Social Justice: A Deeper Dive

As part of Black History Month, two weeks ago we looked at five Black scientists and inventors you should know (who aren't George Washington Carver), and last week we took a look at some interesting and informative accounts to follow to learn more about social justice issues.

This week, we've rounded up some longer-form books and documentaries (courtesy of our EDI Committee) to get you readin' and learnin' beyond the hashtags and headlines.

How To Be an Antiracist by Ibra X Kendi

A book we (and loads of other people) mentioned in an earlier article, and for good reason. Ibra X Kendi lays out his thesis in clear and understandable language: "Antiracists acknowledge that there are differences between races, but these differences aren’t responsible for inequities—policies are." A tremendous starting point for educating yourself on social justice issues.

Biased: Uncovering the Hidden Prejudice That Shapes What We See, Think, and Do by Jennifer L. Eberhardt, PHD

Dr Eberhardt is a professor of psychology at Stanford, and is one of the world's leading experts on unconscious bias. In Biased, she pulls from her expertise, the science behind the psychology of unconscious bias, and her own personal experience, to expose racial bias at all levels of society—in our neighborhoods, schools, workplaces, and criminal justice system. Which is great, but Dr. Eberhardt also importantly gives strategies to combat our bias. Eberhardt shows us how we can be vulnerable to bias but not doomed to live under its grip.

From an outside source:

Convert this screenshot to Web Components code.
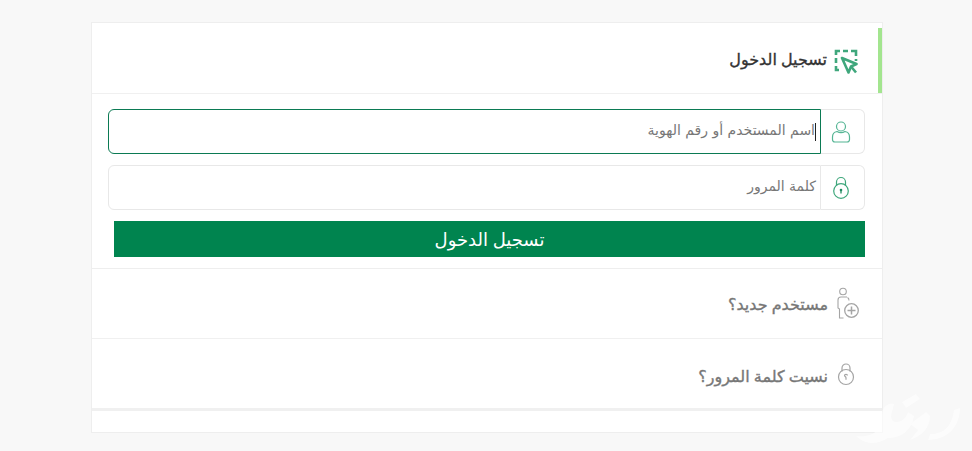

The Dead Are Arising: The Life of Malcolm X by Les and Tamara Payne

A massively researched and exhaustive historical biography of Malcolm X, compiled from over a hundred hours of interviews over thirty years from people who had actually known Malcolm X— all the living siblings of the Malcolm Little family, classmates, street friends, cellmates, Nation of Islam figures, FBI moles and cops, and political leaders around the world. Pushing past the hagiography of the pop-culture superficial understanding of Malcolm X to trace his journey “from street criminal to devoted moralist and revolutionary.”

I Am Not Your Negro directed by Raoul Peck

Based on an unpublished manuscript by James Baldwin, Raoul Peck's examination of the history of racism in the US filtered through Baldwin's personal of reminiscences of civil rights leaders works both as a biography of Baldwin, as well as an overview of the civil-rights era of the '60s, as it was lived by the people involved.

13th directed by Ava DuVernay

Ava DuVernay's documentary, named after the slavery-abolishing 13th Amendment to the US Constitution, examines the intersection of race, justice, and mass incarceration in the United States. Kicking off with an audio clip of President Barack Obama stating "the US has 5 percent of the world's population but 25 percent of the world's prisoners." DuVernay's incendiary documentary corralls an encyclopedic array of facts to drive home her thesis (and quite frankly, the inescapable conclusion) that the US didn't just criminalize a specific group of black people - it criminalized black people as a whole.